Revisiting Computational Storage for Data Integrity and Security
Chao Shi, Anthony Manschula, Tabassum Mahmud, Zeren Yang, Mai Zheng, Yong Chen, Jim Wayda, Matthew Wolf, Byungwoo Bang
TL;DR
The paper tackles data integrity and security in computational storage by introducing a dedicated library (CSDGuard) that co-opts FI, EC, and RDR techniques for on-disk protection. It adopts the Computational Storage Architecture Programming Model to formalize host–device interactions, IO interception, and multi-dimensional array operations, and demonstrates a Samsung SmartSSD prototype with an on-drive FPGA and P2P data transfer. Empirical results show substantial latency improvements for on-device processing (up to 70%), with hardware kernels offering significant speedups at smaller data sizes (roughly 3x) that diminish at larger scales (≈1.4x).
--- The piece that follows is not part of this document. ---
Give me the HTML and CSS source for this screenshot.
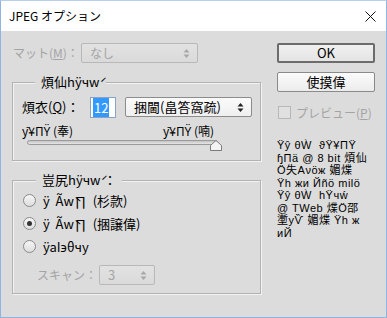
FILE: index.html
```html
<!DOCTYPE html>
<html lang="ja">
<head>
    <meta charset="UTF-8">
    <title>JPEG オプション</title>
    <link rel="stylesheet" href="styles.css">
</head>
<body>
    <div class="dialog">
        <!-- タイトルバー -->
        <div class="titlebar">
            <span class="title">JPEG オプション</span>
            <svg class="close" width="11" height="11" viewBox="0 0 11 11">
                <path d="M0.5 0.5 L10.5 10.5 M10.5 0.5 L0.5 10.5" stroke="#111" stroke-width="1" fill="none"/>
            </svg>
        </div>

        <div class="content">
            <div class="left">
                <!-- マット -->
                <div class="matte-row">
                    <span class="label disabled">マット(<u>M</u>)：</span>
                    <div class="select disabled matte-select">
                        <span>なし</span>
                        <svg class="arrow" width="7" height="9" viewBox="0 0 7 9">
                            <path d="M3.5 0 L6.5 3.5 L0.5 3.5 Z M3.5 9 L6.5 5.5 L0.5 5.5 Z" fill="#a8a8a8"/>
                        </svg>
                    </div>
                </div>

                <!-- 画質オプション -->
                <fieldset class="group quality-group">
                    <legend>煩仙hÿчẃ</legend>
                    <div class="quality-row">
                        <span class="label quality-label">煩衣(<u>Q</u>)：</span>
                        <div class="num-input"><span class="selected">12</span></div>
                        <div class="select quality-select">
                            <span>捆閫(畠答窩疏)</span>
                            <svg class="arrow" width="7" height="9" viewBox="0 0 7 9">
                                <path d="M3.5 0 L6.5 3.5 L0.5 3.5 Z M3.5 9 L6.5 5.5 L0.5 5.5 Z" fill="#222"/>
                            </svg>
                        </div>
                    </div>
                    <div class="slider-labels">
                        <span class="slider-min">ȳ¥ПŸ (奉)</span>
                        <span>ȳ¥ПŸ (喃)</span>
                    </div>
                    <div class="slider">
                        <div class="track"></div>
                        <svg class="thumb" width="12" height="11" viewBox="0 0 12 11">
                            <path d="M0.5 10.5 L0.5 5.5 L6 0.5 L11.5 5.5 L11.5 10.5 Z" fill="#f4f4f4" stroke="#7a7a7a"/>
                        </svg>
                    </div>
                </fieldset>

                <!-- 形式オプション -->
                <fieldset class="group format-group">
                    <legend>豈尻hÿчẃ ：</legend>
                    <div class="radio-row"><span class="radio"></span><span>ÿ&nbsp;&nbsp;Ãẁ∏&nbsp;&nbsp;(杉款)</span></div>
                    <div class="radio-row"><span class="radio checked"></span><span>ÿ&nbsp;&nbsp;Ãẁ∏&nbsp;&nbsp;(捆譲偉)</span></div>
                    <div class="radio-row"><span class="radio"></span><span>ÿaI϶θчy</span></div>
                    <div class="scan-row">
                        <span class="label disabled scan-label">スキャン：</span>
                        <div class="select disabled scan-select">
                            <span>3</span>
                            <svg class="arrow" width="7" height="9" viewBox="0 0 7 9">
                                <path d="M3.5 0 L6.5 3.5 L0.5 3.5 Z M3.5 9 L6.5 5.5 L0.5 5.5 Z" fill="#a8a8a8"/>
                            </svg>
                        </div>
                    </div>
                </fieldset>
            </div>

            <div class="right">
                <button class="btn btn-default">OK</button>
                <button class="btn">使摸偉</button>
                <div class="check-row disabled">
                    <span class="checkbox"></span>
                    <span>プレビュー(<u>P</u>)</span>
                </div>
                <div class="info">
                    <div>Ÿŷ θẀ&nbsp;&nbsp;ϑŸ¥ПŸ</div>
                    <div>ɧПä @ 8 bit 煩仙</div>
                    <div>Ö失Аνöж 媚煠</div>
                    <div>Ÿh жи Йñö milö</div>
                    <div>Ÿŷ θẀ&nbsp;&nbsp;hŸчẃ</div>
                    <div>@ TWeb 煠Ö邵</div>
                    <div>壍уѶ 媚煠 Ÿh ж</div>
                    <div>иЙ</div>
                </div>
            </div>
        </div>
    </div>
</body>
</html>
```

FILE: styles.css
```css
* {
    margin: 0;
    padding: 0;
    box-sizing: border-box;
}

body {
    width: 387px;
    height: 318px;
    overflow: hidden;
    background: #dcdcdc;
    color: #000;
    font-family: "Noto Sans CJK JP", "Noto Sans", sans-serif;
    font-size: 12px;
}

.dialog {
    width: 387px;
    height: 318px;
    border: 1px solid #8fb4df;
    border-top-color: #b8d0ec;
    background: #dcdcdc;
    display: flex;
    flex-direction: column;
}

/* タイトルバー */
.titlebar {
    height: 30px;
    flex-shrink: 0;
    background: #fff;
    display: flex;
    align-items: center;
    justify-content: space-between;
    padding: 0 10px 0 8px;
}

.title {
    font-size: 12px;
    line-height: 16px;
}

.content {
    display: flex;
    gap: 16px;
    padding: 12px 0 0 11px;
}

.left {
    width: 249px;
    flex-shrink: 0;
    display: flex;
    flex-direction: column;
}

.label {
    line-height: 16px;
    white-space: nowrap;
}

.disabled {
    color: #a4a4a4;
}

/* セレクト */
.select {
    height: 20px;
    border: 1px solid #8c8c8c;
    border-radius: 2px;
    background: linear-gradient(#fbfbfb, #efefef);
    display: flex;
    align-items: center;
    justify-content: space-between;
    padding: 0 7px 0 8px;
    line-height: 16px;
    white-space: nowrap;
}

.select.disabled {
    border-color: #b8b8b8;
    background: linear-gradient(#e2e2e2, #dadada);
}

.matte-row {
    height: 20px;
    display: flex;
    align-items: center;
    padding-left: 1px;
}

.matte-row .label {
    width: 68px;
}

.matte-select {
    width: 117px;
}

/* グループ */
.group {
    border: 1px solid #b2b2b2;
    box-shadow: 1px 1px 0 #f2f2f2, inset 1px 1px 0 #f2f2f2;
    padding: 0;
    min-width: 0;
}

.group legend {
    margin-left: 13px;
    padding: 0 6px;
    font-size: 13px;
    line-height: 16px;
    background: #dcdcdc;
}

.quality-group {
    margin-top: 11px;
    padding: 6px 0 9px 9px;
}

.quality-row {
    height: 22px;
    display: flex;
    align-items: center;
}

.quality-label {
    width: 68px;
    font-size: 13px;
}

.num-input {
    width: 26px;
    height: 21px;
    border: 1px solid #8aa3c4;
    background: #fff;
    padding: 2px 0 0 2px;
    line-height: 15px;
    font-size: 13px;
}

.selected {
    background: #3399ff;
    color: #fff;
    padding: 0 1px;
}

.quality-select {
    width: 127px;
    margin-left: 9px;
    font-size: 13px;
}

.slider-labels {
    margin-top: 6px;
    height: 14px;
    line-height: 14px;
    display: flex;
    white-space: nowrap;
}

.slider-min {
    width: 141px;
}

.slider {
    position: relative;
    height: 11px;
    margin: 1px 0 0 5px;
    width: 194px;
}

.track {
    margin-top: 2px;
    width: 191px;
    height: 5px;
    border: 1px solid #9a9a9a;
    border-radius: 3px;
    background: linear-gradient(#c4c4c4, #e6e6e6);
}

.thumb {
    position: absolute;
    left: 183px;
    top: 0;
}

/* 形式 */
.format-group {
    margin-top: 11px;
    padding: 1px 0 8px 10px;
}

.radio-row {
    height: 23px;
    display: flex;
    align-items: center;
    gap: 7px;
    font-size: 13px;
    white-space: nowrap;
}

.radio {
    width: 13px;
    height: 13px;
    flex-shrink: 0;
    border: 1px solid #8a8a8a;
    border-radius: 50%;
    background: linear-gradient(#f6f6f6, #dedede);
    display: flex;
    align-items: center;
    justify-content: center;
}

.radio.checked::after {
    content: "";
    width: 5px;
    height: 5px;
    border-radius: 50%;
    background: #333;
}

.scan-row {
    margin-top: 7px;
    height: 20px;
    display: flex;
    align-items: center;
    padding-left: 14px;
}

.scan-label {
    width: 62px;
}

.scan-select {
    width: 56px;
    font-size: 13px;
}

/* 右側 */
.right {
    width: 98px;
    flex-shrink: 0;
    display: flex;
    flex-direction: column;
}

.btn {
    height: 20px;
    border: 1px solid #8a8a8a;
    border-radius: 2px;
    background: linear-gradient(#fbfbfb, #ececec);
    font-family: inherit;
    font-size: 13px;
    line-height: 16px;
    color: #000;
}

.btn-default {
    border: 2px solid #6c6c6c;
    background: linear-gradient(#f0f0f0, #e4e4e4);
}

.btn + .btn {
    margin-top: 9px;
}

.check-row {
    margin-top: 13px;
    height: 14px;
    display: flex;
    align-items: center;
    gap: 5px;
    padding-left: 1px;
    font-size: 12px;
    white-space: nowrap;
}

.checkbox {
    width: 13px;
    height: 13px;
    flex-shrink: 0;
    border: 1px solid #b8b8b8;
    background: #e0e0e0;
}

.info {
    margin-top: 20px;
    font-family: "Liberation Sans", "Noto Sans CJK JP", sans-serif;
    font-size: 11px;
    line-height: 12.5px;
    letter-spacing: 0.5px;
    white-space: nowrap;
}
```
The work argues for the viability of CSD-based reliability and security primitives and outlines future directions to extend FI/EC/RDR use cases and benchmark against Ceph/HDFS configurations.
Abstract
The idea of computational storage device (CSD) has come a long way since at least 1990s [1], [2]. By embedding computing resources within storage devices, CSDs could potentially offload computational tasks from CPUs and enable near-data processing (NDP), reducing data movements and/or energy consumption significantly. While the initial hard-disk-based CSDs suffer from severe limitations in terms of on-drive resources, programmability, etc., the storage market has witnessed the commercialization of solid-state-drive (SSD) based CSDs (e.g., Samsung SmartSSD [3], ScaleFlux CSDs [4]) recently, which has enabled CSD-based optimizations for avariety of application scenarios (e.g., [5], [6], [7]).